In the Soviet Union, the kulaks who roughly corresponded to US entrepreneurs (in a very small way - their actual per capita resources amounted to $100 - $200) were declared to be 'enemies of the state', with the Politburo in 1930 voting for their extermination as a class. Most of them wound up in gulags or in Siberia. 9445. concerned - 3/27/2012 8:16:46 PM Who was considered a Kulak?
From Wikipedia:
In May 1929, the Sovnarkom issued a decree that formalised the notion of "kulak household" (кулацкое хозяйство). Any of the following defined a kulak:
use of hired labor
ownership of a mill, a creamery (маслобойня, butter-making rig), other processing equipment, or a complex machine with a mechanical motor
systematic renting out of agricultural equipment or facilities
involvement in trade, money-lending, commercial brokerage, or "other sources of non-labor income".
and:
Often local officials were assigned minimum quotas of kulaks to identify, and were forced to use their discretionary powers to "find" kulaks wherever they could. This led to many cases in which a farmer who employed only his sons, or any family that had a metal roof on their house, was labelled as kulaks and deported. The same fate was the end of those labeled as podkulachniks (подкулачник), so-called "kulak helpers".

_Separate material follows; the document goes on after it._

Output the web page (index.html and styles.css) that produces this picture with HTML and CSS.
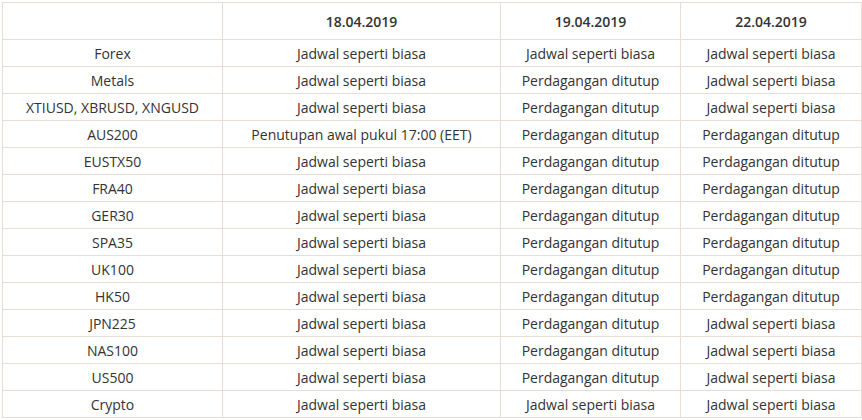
FILE: index.html
```html
<!DOCTYPE html>
<html>
<head>
<meta charset="utf-8">
<link rel="stylesheet" href="styles.css">
</head>
<body>
<table class="sched">
  <colgroup>
    <col class="c1"><col class="c2"><col class="c3"><col class="c4">
  </colgroup>
  <thead>
    <tr><th></th><th>18.04.2019</th><th>19.04.2019</th><th>22.04.2019</th></tr>
  </thead>
  <tbody>
    <tr><td>Forex</td><td>Jadwal seperti biasa</td><td>Jadwal seperti biasa</td><td>Jadwal seperti biasa</td></tr>
    <tr><td>Metals</td><td>Jadwal seperti biasa</td><td>Perdagangan ditutup</td><td>Jadwal seperti biasa</td></tr>
    <tr><td>XTIUSD, XBRUSD, XNGUSD</td><td>Jadwal seperti biasa</td><td>Perdagangan ditutup</td><td>Jadwal seperti biasa</td></tr>
    <tr><td>AUS200</td><td>Penutupan awal pukul 17:00 (EET)</td><td>Perdagangan ditutup</td><td>Perdagangan ditutup</td></tr>
    <tr><td>EUSTX50</td><td>Jadwal seperti biasa</td><td>Perdagangan ditutup</td><td>Perdagangan ditutup</td></tr>
    <tr><td>FRA40</td><td>Jadwal seperti biasa</td><td>Perdagangan ditutup</td><td>Perdagangan ditutup</td></tr>
    <tr><td>GER30</td><td>Jadwal seperti biasa</td><td>Perdagangan ditutup</td><td>Perdagangan ditutup</td></tr>
    <tr><td>SPA35</td><td>Jadwal seperti biasa</td><td>Perdagangan ditutup</td><td>Perdagangan ditutup</td></tr>
    <tr><td>UK100</td><td>Jadwal seperti biasa</td><td>Perdagangan ditutup</td><td>Perdagangan ditutup</td></tr>
    <tr><td>HK50</td><td>Jadwal seperti biasa</td><td>Perdagangan ditutup</td><td>Perdagangan ditutup</td></tr>
    <tr><td>JPN225</td><td>Jadwal seperti biasa</td><td>Perdagangan ditutup</td><td>Jadwal seperti biasa</td></tr>
    <tr><td>NAS100</td><td>Jadwal seperti biasa</td><td>Perdagangan ditutup</td><td>Jadwal seperti biasa</td></tr>
    <tr><td>US500</td><td>Jadwal seperti biasa</td><td>Perdagangan ditutup</td><td>Jadwal seperti biasa</td></tr>
    <tr><td>Crypto</td><td>Jadwal seperti biasa</td><td>Jadwal seperti biasa</td><td>Jadwal seperti biasa</td></tr>
  </tbody>
</table>
</body>
</html>
```
FILE: styles.css
```css
html, body {
  margin: 0;
  padding: 0;
  background: #fff;
}
body {
  padding: 2px 0 0 2px;
  font-family: "Open Sans", "Liberation Sans", sans-serif;
  font-size: 14px;
  color: #333;
}
.sched {
  border-collapse: collapse;
  table-layout: fixed;
  width: 859px;
}
.c1 { width: 220px; }
.c2 { width: 278px; }
.c3 { width: 180px; }
.c4 { width: 181px; }
.sched th, .sched td {
  border: 1px solid #e8ddd6;
  text-align: center;
  padding: 0;
  white-space: nowrap;
  line-height: 19px;
}
.sched th {
  height: 36px;
  font-weight: 600;
}
.sched td {
  height: 26px;
}
```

A new wave of persecution against "ex-kulaks" was started in 1937. It was part of the Great Purge, conducted by Nikolai Yezhov after the NKVD Order no. 00447. Those deemed ex-kulaks were either executed or sent to labor camps. With few rich or middle-class peasants left to arrest, to satisfy the conviction quotas demanded by Stalin and Yezhov the NKVD terrorized more of the peasantry to induce more denunciations. In the wave of round-ups that followed, the term 'kulak' lost its previous distinction and became a general accusation (like wrecking), which could be leveled at anyone whom the troikas wished to convict. During the Great Purge, hundreds of thousands of peasants were falsely accused of being ex-kulaks and sent to the Gulag or executed based on circumstantial evidence, forged evidence or none at all.
This is the kind of thing that Marxism leads to to whichever extent.